At OBSM, we have built water systems to ensure clean water is accessible at the O'Brien School.

We also ensure access to proper, clean, and safe latrines for both male and female staff and students. This is incredibly important for safety and educational outcomes. Girls in many developing countries miss out on school when they are menstruating. We ensure girls are safe and comfortable at all times.

Ensure access to water and sanitation for all.


About half the world’s population still lives on $2 a day. Furthermore, having a job doesn’t always guarantee the ability to escape from poverty.


Although we cannot completely offset the lack of decent work opportunities in our village, our school employs 20 full-time staff members from Sanya Station, many of whom are women.
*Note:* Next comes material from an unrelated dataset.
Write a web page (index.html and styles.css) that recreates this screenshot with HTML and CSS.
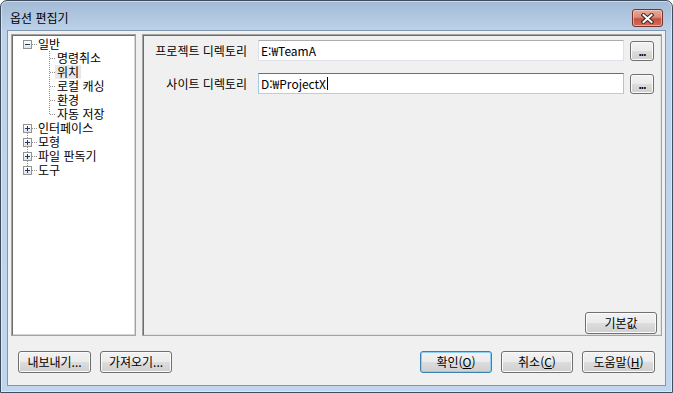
FILE: index.html
```html
<!DOCTYPE html>
<html lang="ko">
<head>
<meta charset="utf-8">
<title>옵션 편집기</title>
<link rel="stylesheet" href="styles.css">
</head>
<body>
<div class="window">
  <div class="titlebar">
    <span class="title">옵션 편집기</span>
    <button class="close" aria-label="닫기">
      <svg width="13" height="11" viewBox="0 0 13 11">
        <path d="M2.5 2 L10.5 9 M10.5 2 L2.5 9" stroke="#3b2622" stroke-width="4" stroke-linecap="square"/>
        <path d="M2.5 2 L10.5 9 M10.5 2 L2.5 9" stroke="#ffffff" stroke-width="2" stroke-linecap="square"/>
      </svg>
    </button>
  </div>
  <div class="client">
    <div class="main">
      <div class="tree">
        <div class="tree-body">
          <div class="node root"><span class="exp minus"></span><span class="lbl">일반</span></div>
          <div class="children">
            <div class="node child"><span class="lbl">명령취소</span></div>
            <div class="node child"><span class="lbl sel">위치</span></div>
            <div class="node child"><span class="lbl">로컬 캐싱</span></div>
            <div class="node child"><span class="lbl">환경</span></div>
            <div class="node child"><span class="lbl">자동 저장</span></div>
          </div>
          <div class="roots">
            <div class="node root"><span class="exp plus"></span><span class="lbl">인터페이스</span></div>
            <div class="node root"><span class="exp plus"></span><span class="lbl">모형</span></div>
            <div class="node root"><span class="exp plus"></span><span class="lbl">파일 판독기</span></div>
            <div class="node root"><span class="exp plus"></span><span class="lbl">도구</span></div>
          </div>
        </div>
      </div>
      <div class="panel">
        <div class="fields">
          <label class="flabel">프로젝트 디렉토리</label>
          <div class="input">E:₩TeamA</div>
          <button class="btn dots">...</button>
          <label class="flabel">사이트 디렉토리</label>
          <div class="input focus">D:₩ProjectX<span class="caret"></span></div>
          <button class="btn dots">...</button>
        </div>
        <div class="panel-foot">
          <button class="btn wide">기본값</button>
        </div>
      </div>
    </div>
    <div class="footer">
      <div class="group">
        <button class="btn wide w73">내보내기...</button>
        <button class="btn wide">가져오기...</button>
      </div>
      <div class="group">
        <button class="btn wide default">확인(<u>O</u>)</button>
        <button class="btn wide">취소(<u>C</u>)</button>
        <button class="btn wide w73">도움말(<u>H</u>)</button>
      </div>
    </div>
  </div>
</div>
</body>
</html>
```

FILE: styles.css
```css
* { box-sizing: border-box; }
html, body { margin: 0; padding: 0; background: #ffffff; }
body {
  font-family: "Noto Sans CJK KR", "Noto Sans", sans-serif;
  font-size: 12px;
  color: #000;
}
.window {
  width: 673px;
  height: 393px;
  border: 1px solid #3f4d5e;
  border-radius: 7px 7px 0 0;
  background: linear-gradient(#a3bad5 0px, #b4cae3 20px, #bdd3eb 32px, #c0d6ee 100%);
  box-shadow: inset 0 0 0 1px rgba(255,255,255,0.45);
  display: flex;
  flex-direction: column;
  overflow: hidden;
}
.titlebar {
  height: 29px;
  display: flex;
  justify-content: space-between;
  align-items: flex-start;
  padding-left: 9px;
  padding-right: 9px;
}
.title {
  padding-top: 9px;
  line-height: 16px;
  color: #000;
}
.close {
  margin-top: 8px;
  width: 31px;
  height: 18px;
  padding: 0;
  border: 1px solid #7a3228;
  border-radius: 3px;
  background: linear-gradient(#e9aa98 0%, #d88b79 45%, #c4543f 55%, #d06d5c 100%);
  box-shadow: inset 0 0 0 1px rgba(255,220,210,0.55);
  display: flex;
  align-items: center;
  justify-content: center;
}
.close svg { display: block; }
.client {
  flex: 1;
  margin: 0 6px 6px 6px;
  border: 1px solid #8197b0;
  background: #f0f0f0;
  padding: 3px 10px 0 3px;
  display: flex;
  flex-direction: column;
}
.main {
  height: 302px;
  display: flex;
  gap: 6px;
  margin-right: -7px;
}
.tree {
  width: 125px;
  background: #fff;
  border: 1px solid #a3a3a3;
  box-shadow: inset 1px 1px 0 #6e6e6e, inset -1px -1px 0 #d5d5d5;
}
.tree-body {
  padding: 2px 0 0 11px;
}
.node {
  height: 14px;
  display: flex;
  align-items: center;
  position: relative;
  white-space: nowrap;
  line-height: 14px;
}
.exp {
  width: 9px;
  height: 9px;
  border: 1px solid #939393;
  background: linear-gradient(#ffffff, #e4e4e4);
  position: relative;
  margin-right: 6px;
  z-index: 1;
  flex: none;
}
.exp::before {
  content: "";
  position: absolute;
  left: 1px;
  top: 3px;
  width: 5px;
  height: 1px;
  background: #1f3a70;
}
.exp.plus::after {
  content: "";
  position: absolute;
  left: 3px;
  top: 1px;
  width: 1px;
  height: 5px;
  background: #1f3a70;
}
.root::after {
  content: "";
  position: absolute;
  left: 9px;
  top: 7px;
  width: 5px;
  border-top: 1px dotted #8e8e8e;
}
.lbl { padding: 0 2px 0 0; }
.children { position: relative; }
.children::before {
  content: "";
  position: absolute;
  left: 26px;
  top: 0;
  bottom: 7px;
  border-left: 1px dotted #8e8e8e;
}
.child { padding-left: 32px; }
.child::before {
  content: "";
  position: absolute;
  left: 27px;
  top: 7px;
  width: 5px;
  border-top: 1px dotted #8e8e8e;
}
.child .lbl { padding: 0 2px; height: 14px; }
.child .lbl.sel { background: #e8e8e8; }
.roots { position: relative; }
.roots::before {
  content: "";
  position: absolute;
  left: 4px;
  top: 7px;
  bottom: 7px;
  border-left: 1px dotted #8e8e8e;
}
.panel {
  width: 520px;
  border: 1px solid #a3a3a3;
  box-shadow: inset 1px 1px 0 #6e6e6e, inset -1px -1px 0 #e2e2e2;
  background: #f0f0f0;
  padding: 5px 6px 1px 5px;
  display: flex;
  flex-direction: column;
}
.fields {
  display: grid;
  grid-template-columns: 104px 366px 24px;
  column-gap: 6px;
  row-gap: 12px;
  align-items: center;
}
.flabel {
  text-align: right;
  padding-right: 5px;
  white-space: nowrap;
  line-height: 16px;
}
.input {
  height: 21px;
  background: #fff;
  border: 1px solid #e2e3ea;
  border-top-color: #abadb3;
  border-left-color: #dbdfe6;
  border-right-color: #dbdfe6;
  padding: 0 2px;
  line-height: 19px;
  white-space: nowrap;
  display: flex;
  align-items: center;
}
.input.focus {
  border-color: #a4c9e3;
  border-top-color: #3d7bad;
  border-bottom-color: #b5cfe7;
}
.caret {
  display: inline-block;
  width: 1px;
  height: 13px;
  background: #000;
  margin-left: 1px;
}
.btn {
  font-family: "Noto Sans CJK KR", "Noto Sans", sans-serif;
  font-size: 12px;
  color: #000;
  border: 1px solid #707070;
  border-radius: 3px;
  background: linear-gradient(#f2f2f2 0%, #ebebeb 50%, #dddddd 51%, #cfcfcf 100%);
  box-shadow: inset 0 0 0 1px #fbfbfb;
  padding: 0;
  line-height: 18px;
  cursor: default;
}
.btn u { text-decoration: underline; text-underline-offset: 1px; }
.dots {
  width: 24px;
  height: 20px;
  line-height: 14px;
  padding-top: 2px;
  letter-spacing: -1px;
  font-weight: bold;
  font-size: 10px;
}
.panel-foot {
  margin-top: auto;
  display: flex;
  justify-content: flex-end;
  margin-right: -2px;
}
.wide {
  width: 72px;
  height: 22px;
}
.w73 { width: 73px; }
.default {
  border-color: #3c7fb1;
  box-shadow: inset 0 0 0 1px #8fd0f2;
}
.footer {
  margin-top: 15px;
  display: flex;
  justify-content: space-between;
  padding-left: 7px;
}
.group {
  display: flex;
  gap: 9px;
}
```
We also only employ local Tanzanians as teaching staff. We pay fair wages and provide many benefits, including paid time off and performance-based bonuses.
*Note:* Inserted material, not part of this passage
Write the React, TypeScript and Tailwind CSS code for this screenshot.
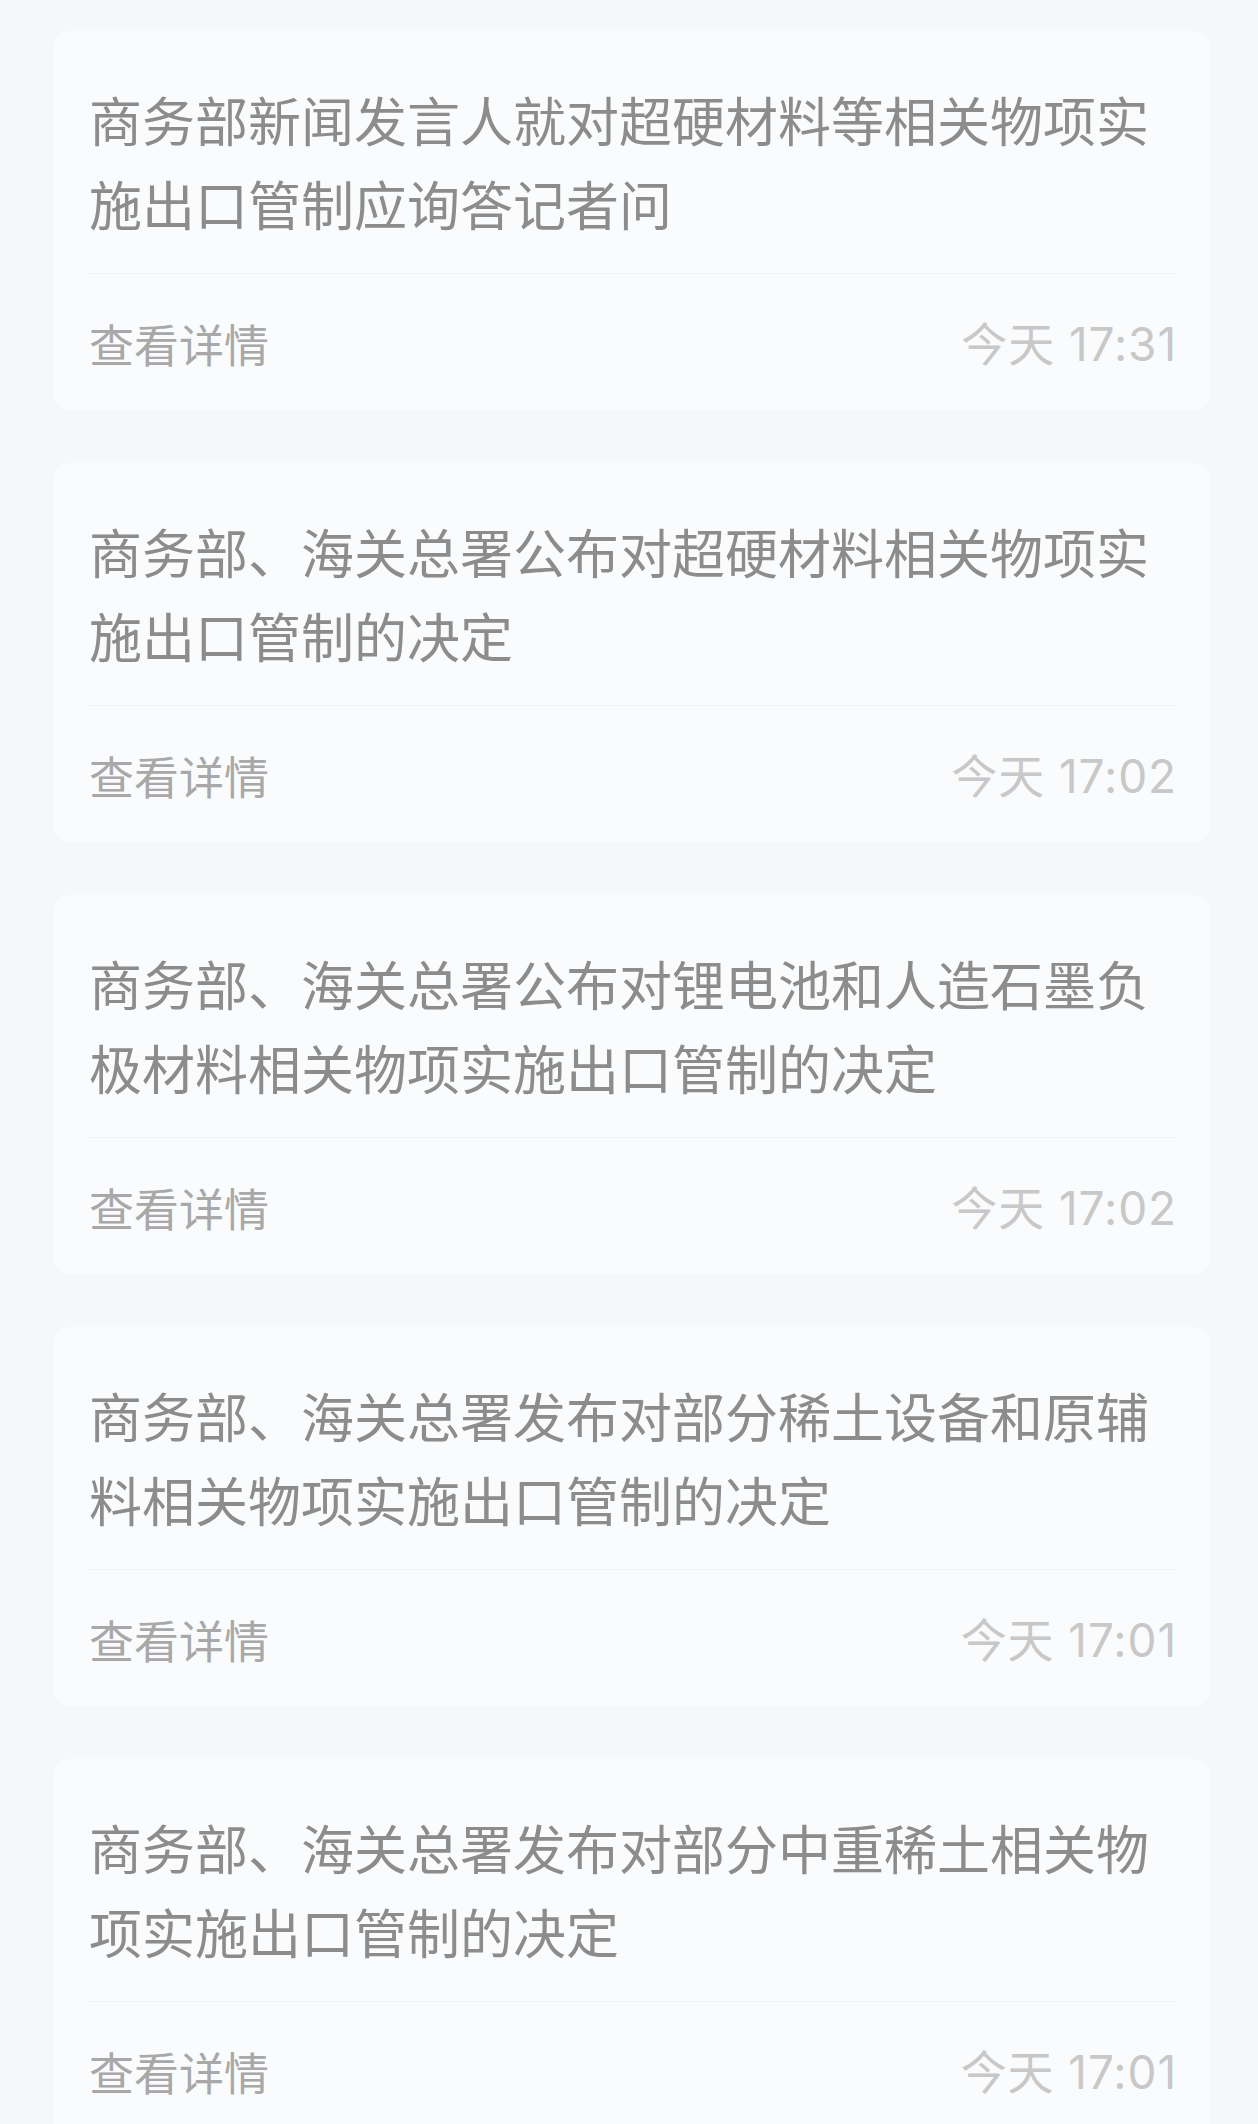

We also have started many women's economic empowerment initiatives, including a village kiosk, hair salon, and maize grinding business. Our Upendo jewelry line sustains livelihoods of some of the most vulnerable, including widows and young mothers. Finally, we have plans to open a B&B, to be run by female graduates and villagers.

Promote inclusive and sustainable economic growth, employment and decent work for all.

Achieve gender equality and empower all women and girls.

Unfortunately, women and girls continue to suffer discrimination and violence in every part of the world. However, gender equality is not only a fundamental human right, but it's a necessary foundation for a peaceful, prosperous and sustainable world.


OBSM provides women and girls with equal access to education, health care, decent work, and representation in school decision-making processes, such as the O'Brien School for the Maasai School Committee. These intentional aspects of our programming sets the proper example for future generations, benefits the society and humanity at large, and contributes to poverty reduction in the village.

We also remain abreast of trends and norms in Sanya Station village through informants, and we incorporate findings into our programming, organizational policies and procedures, and youth-based rights clubs. We also ensure our staff and student populations promote gender equality.

Indirect Impact


End poverty in all its forms everywhere

One in five people in developing regions still live on less than $1.25 a day, and there are millions more who make little more than this daily amount. In addition, many people are at high risk of slipping back into poverty.


Poverty is more than the lack of income and resources to ensure a sustainable livelihood. Its manifestations include hunger and malnutrition, limited access to education and other basic services, social discrimination and exclusion as well as the lack of participation in decision-making. Finally, economic growth must be inclusive to provide sustainable jobs and promote equality.

Our programs cut across many of poverty's manifestations. And while we do not directly affect the global population, we make many strides in reducing poverty in our village and reducing our students' risk of impoverished futures.

stoves and ten SDGs

Clean cookstoves and the corresponding women's economic empowerment program directly and indirectly impacts each of these SDGs. They transform the way our village cooks, improves livelihoods, and protects the environment.